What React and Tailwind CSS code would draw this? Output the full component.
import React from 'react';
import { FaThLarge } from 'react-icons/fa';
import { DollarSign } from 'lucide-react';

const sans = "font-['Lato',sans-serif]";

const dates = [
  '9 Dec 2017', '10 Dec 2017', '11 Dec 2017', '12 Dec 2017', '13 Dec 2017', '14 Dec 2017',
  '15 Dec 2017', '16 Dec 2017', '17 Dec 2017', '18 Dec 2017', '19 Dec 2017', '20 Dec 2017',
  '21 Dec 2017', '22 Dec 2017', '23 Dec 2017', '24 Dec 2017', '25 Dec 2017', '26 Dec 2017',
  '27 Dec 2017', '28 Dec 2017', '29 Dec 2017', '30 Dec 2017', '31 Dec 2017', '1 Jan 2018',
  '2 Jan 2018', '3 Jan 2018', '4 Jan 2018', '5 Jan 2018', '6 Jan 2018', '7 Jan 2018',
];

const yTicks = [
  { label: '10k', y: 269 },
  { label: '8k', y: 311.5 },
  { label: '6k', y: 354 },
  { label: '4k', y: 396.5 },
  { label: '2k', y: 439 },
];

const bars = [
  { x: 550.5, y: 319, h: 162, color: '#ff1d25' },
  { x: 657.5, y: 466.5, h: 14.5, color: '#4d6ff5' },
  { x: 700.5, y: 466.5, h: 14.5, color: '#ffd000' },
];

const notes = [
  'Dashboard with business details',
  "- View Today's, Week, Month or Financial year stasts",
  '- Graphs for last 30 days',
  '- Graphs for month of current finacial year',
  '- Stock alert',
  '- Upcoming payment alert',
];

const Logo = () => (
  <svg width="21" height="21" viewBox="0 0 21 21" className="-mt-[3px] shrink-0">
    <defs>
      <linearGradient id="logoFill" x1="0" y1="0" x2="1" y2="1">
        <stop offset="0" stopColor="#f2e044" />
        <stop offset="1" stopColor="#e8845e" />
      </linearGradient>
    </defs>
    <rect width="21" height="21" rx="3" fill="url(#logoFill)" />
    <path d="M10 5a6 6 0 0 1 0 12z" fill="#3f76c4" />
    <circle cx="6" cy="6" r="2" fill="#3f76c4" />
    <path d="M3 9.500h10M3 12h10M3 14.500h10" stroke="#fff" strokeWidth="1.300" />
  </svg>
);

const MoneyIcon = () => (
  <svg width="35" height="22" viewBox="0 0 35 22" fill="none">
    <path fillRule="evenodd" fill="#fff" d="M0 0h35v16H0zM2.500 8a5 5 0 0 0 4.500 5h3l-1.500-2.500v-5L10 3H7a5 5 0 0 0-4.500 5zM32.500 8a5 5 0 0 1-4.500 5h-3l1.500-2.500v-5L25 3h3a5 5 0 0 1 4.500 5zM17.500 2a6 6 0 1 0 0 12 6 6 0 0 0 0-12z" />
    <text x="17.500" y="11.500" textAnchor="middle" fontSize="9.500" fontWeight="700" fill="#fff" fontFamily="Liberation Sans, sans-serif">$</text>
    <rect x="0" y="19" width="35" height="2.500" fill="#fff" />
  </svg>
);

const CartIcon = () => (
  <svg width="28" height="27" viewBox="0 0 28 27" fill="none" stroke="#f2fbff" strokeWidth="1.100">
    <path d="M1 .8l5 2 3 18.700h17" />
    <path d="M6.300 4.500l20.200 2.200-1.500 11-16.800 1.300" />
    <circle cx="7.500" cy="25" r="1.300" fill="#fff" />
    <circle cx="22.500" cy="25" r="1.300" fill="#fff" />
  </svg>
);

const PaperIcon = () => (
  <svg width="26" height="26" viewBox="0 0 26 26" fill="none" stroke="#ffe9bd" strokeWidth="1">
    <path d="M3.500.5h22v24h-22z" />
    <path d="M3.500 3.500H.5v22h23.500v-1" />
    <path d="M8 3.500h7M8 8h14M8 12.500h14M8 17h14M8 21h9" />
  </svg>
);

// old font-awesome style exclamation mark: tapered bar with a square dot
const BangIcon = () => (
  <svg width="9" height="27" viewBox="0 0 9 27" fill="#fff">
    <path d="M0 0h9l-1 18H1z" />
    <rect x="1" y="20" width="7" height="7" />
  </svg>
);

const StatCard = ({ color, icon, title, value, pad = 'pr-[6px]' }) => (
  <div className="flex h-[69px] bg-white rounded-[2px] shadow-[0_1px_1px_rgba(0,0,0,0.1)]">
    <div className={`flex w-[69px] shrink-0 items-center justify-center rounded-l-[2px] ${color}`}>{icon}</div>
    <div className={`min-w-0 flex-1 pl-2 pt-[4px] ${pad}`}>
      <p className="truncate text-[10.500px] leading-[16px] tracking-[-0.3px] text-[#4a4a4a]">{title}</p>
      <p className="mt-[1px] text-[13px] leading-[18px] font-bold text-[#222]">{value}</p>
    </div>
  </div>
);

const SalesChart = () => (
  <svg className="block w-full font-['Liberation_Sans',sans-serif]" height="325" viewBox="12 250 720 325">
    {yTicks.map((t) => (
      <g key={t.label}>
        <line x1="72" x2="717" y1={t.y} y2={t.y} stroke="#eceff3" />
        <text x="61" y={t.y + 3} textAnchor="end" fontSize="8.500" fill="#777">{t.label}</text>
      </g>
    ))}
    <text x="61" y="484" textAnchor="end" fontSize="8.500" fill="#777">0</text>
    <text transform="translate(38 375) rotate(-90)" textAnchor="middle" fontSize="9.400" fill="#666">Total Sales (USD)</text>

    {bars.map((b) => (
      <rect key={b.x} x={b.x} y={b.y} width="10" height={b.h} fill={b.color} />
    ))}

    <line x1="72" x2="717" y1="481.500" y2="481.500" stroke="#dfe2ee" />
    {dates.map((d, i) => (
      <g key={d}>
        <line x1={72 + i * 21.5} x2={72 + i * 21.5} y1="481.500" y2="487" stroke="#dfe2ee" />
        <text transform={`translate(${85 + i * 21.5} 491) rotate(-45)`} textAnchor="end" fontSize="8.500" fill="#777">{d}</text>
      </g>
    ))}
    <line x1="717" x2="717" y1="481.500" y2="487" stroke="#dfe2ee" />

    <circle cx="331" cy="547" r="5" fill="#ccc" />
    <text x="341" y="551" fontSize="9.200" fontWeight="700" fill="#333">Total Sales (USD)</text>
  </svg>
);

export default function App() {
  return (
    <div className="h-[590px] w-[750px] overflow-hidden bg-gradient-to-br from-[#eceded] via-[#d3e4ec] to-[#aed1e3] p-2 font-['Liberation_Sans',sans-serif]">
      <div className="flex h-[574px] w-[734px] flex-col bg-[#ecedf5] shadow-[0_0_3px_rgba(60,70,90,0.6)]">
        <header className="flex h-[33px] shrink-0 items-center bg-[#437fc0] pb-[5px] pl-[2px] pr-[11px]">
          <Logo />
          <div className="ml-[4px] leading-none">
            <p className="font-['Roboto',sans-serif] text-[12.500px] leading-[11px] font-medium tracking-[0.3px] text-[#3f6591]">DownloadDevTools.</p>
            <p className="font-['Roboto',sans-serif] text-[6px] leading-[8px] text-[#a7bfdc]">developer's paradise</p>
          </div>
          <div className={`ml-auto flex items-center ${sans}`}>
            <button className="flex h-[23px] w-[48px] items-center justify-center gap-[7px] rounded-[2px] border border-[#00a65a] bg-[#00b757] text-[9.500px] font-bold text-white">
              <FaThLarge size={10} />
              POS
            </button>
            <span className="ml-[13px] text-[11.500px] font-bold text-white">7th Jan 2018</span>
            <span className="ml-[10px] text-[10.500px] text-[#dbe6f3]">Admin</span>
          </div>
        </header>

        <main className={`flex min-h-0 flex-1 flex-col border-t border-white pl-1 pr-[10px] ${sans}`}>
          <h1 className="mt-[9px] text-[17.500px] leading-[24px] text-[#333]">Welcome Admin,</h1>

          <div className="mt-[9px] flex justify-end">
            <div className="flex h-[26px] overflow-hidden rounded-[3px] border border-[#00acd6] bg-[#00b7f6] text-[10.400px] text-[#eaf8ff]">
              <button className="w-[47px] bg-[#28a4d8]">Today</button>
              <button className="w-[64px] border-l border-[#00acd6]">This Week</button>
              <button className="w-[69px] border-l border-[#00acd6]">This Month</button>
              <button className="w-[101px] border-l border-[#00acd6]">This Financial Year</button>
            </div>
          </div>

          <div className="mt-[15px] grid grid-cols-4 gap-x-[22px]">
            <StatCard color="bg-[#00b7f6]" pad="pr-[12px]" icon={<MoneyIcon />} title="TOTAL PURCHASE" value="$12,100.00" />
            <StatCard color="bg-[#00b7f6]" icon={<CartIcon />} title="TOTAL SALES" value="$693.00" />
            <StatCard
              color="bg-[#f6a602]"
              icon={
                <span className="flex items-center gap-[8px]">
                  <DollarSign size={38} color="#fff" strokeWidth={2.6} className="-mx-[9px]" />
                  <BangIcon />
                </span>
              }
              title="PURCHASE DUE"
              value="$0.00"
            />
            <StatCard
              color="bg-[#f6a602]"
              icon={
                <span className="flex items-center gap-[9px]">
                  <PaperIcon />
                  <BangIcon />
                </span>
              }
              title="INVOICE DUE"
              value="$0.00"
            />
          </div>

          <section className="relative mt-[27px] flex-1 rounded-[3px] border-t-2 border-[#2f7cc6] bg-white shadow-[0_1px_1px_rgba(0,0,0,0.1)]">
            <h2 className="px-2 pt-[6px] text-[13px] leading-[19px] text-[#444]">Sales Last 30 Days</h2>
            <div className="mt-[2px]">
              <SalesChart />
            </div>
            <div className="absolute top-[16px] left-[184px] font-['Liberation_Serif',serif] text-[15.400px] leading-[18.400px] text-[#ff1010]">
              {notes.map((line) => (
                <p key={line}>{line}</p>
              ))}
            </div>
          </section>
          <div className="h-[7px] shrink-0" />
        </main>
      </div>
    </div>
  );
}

---

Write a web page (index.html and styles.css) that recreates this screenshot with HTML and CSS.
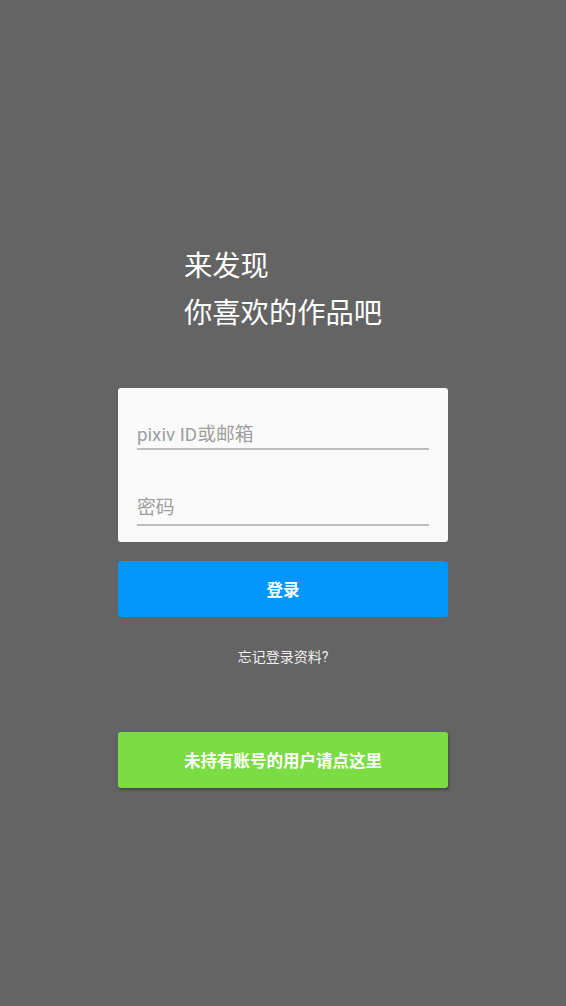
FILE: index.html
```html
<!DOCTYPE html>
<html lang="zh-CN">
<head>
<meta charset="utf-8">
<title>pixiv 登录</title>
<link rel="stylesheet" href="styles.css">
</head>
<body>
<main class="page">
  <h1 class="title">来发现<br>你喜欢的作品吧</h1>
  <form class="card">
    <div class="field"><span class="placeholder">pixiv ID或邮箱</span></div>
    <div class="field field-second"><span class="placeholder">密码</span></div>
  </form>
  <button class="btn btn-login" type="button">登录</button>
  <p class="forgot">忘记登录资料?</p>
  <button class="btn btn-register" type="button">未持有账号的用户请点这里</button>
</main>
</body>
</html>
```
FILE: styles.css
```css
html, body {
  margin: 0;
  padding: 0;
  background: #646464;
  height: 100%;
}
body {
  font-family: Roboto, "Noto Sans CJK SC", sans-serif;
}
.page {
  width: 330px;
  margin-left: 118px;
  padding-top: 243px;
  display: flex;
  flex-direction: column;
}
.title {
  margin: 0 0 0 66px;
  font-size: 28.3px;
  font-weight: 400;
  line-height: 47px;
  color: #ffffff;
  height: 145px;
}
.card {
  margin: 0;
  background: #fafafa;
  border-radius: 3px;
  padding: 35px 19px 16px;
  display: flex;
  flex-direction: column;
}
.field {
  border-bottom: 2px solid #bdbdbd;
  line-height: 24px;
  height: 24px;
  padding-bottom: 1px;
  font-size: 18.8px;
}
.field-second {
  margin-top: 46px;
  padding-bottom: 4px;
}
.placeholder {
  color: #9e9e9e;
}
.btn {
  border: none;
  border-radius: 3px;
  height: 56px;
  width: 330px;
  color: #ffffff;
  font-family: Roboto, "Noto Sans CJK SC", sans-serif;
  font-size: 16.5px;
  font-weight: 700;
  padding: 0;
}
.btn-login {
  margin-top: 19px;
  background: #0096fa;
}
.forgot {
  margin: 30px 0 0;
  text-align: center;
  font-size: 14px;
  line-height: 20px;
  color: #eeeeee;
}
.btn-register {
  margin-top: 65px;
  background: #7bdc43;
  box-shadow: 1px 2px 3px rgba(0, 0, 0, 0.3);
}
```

*GOAL OF THE EXERCISE*
Using the records above, select and copy every line that has the word "page".

*COMPLETED TASK*
Write a web page (index.html and styles.css) that recreates this screenshot with HTML and CSS.
<main class="page">
.page {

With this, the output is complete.